3.3. Factors Influencing Species Composition Differences Across the Sacred Groves

dbRDA revealed environmental variables (mainly climate and soils) to be explaining about 23% of the variation in species composition among the sacred groves (Figure 4(a)). Higher temperature values characterised PSG in the SZ, with higher rainfalls characterising the sacred groves in the forest zones (BSG, ASG and MSG). Similarly, about 30% of the variation in species composition was also explained by multiple environmental stressors. While wildfire, agriculture and mining activities were high in PSG and NBSG, logging was however high in the sacred groves in the forest zone (BSG, ASG and MSG; Figure 4(b)).

Only rainfall and temperature were significant environmental factors which could cumulatively explain about 18% of the variation in tree species composition across the sacred groves (Table 4).
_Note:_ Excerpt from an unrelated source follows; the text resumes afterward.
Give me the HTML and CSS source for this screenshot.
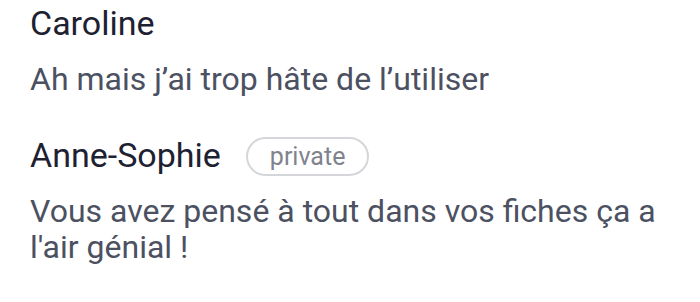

In terms of environmental stressors, wildfire and logging were the most significant stressors explaining the differences in tree species composition across the sacred groves (Table 5).

Table 4. Environmental variables explaining the differences in tree species composition across the sacred groves.

Variable	R²	SS (trace)	Pseudo-F	p	Prop	Cumul	res. df
+Rainfall	0.103	14,038	4.949	0.001	0.103	0.103	43
+Soil moisture	0.179	10,252	3.854	0.002	0.075	0.179	42
+SAND	0.211	4413.7	1.686	0.081	0.032	0.211	41
+P	0.234	3129.9	1.202	0.243	0.023	0.234	40
+BD	0.258	3255.8	1.258	0.215	0.024	0.258	39
+pH	0.278	2740.2	1.061	0.382	0.020	0.278	38
+N	0.297	2524.8	0.977	0.434	0.018	0.297	37
+CLAY	0.315	2432.2	0.939	0.487	0.018	0.315	36
+K	0.333	2454.6	0.946	0.479	0.018	0.332	35
+Temperature	0.346	1794.4	0.686	0.795	0.013	0.346	34

Note: Significant p values are in bold (p < 0.05).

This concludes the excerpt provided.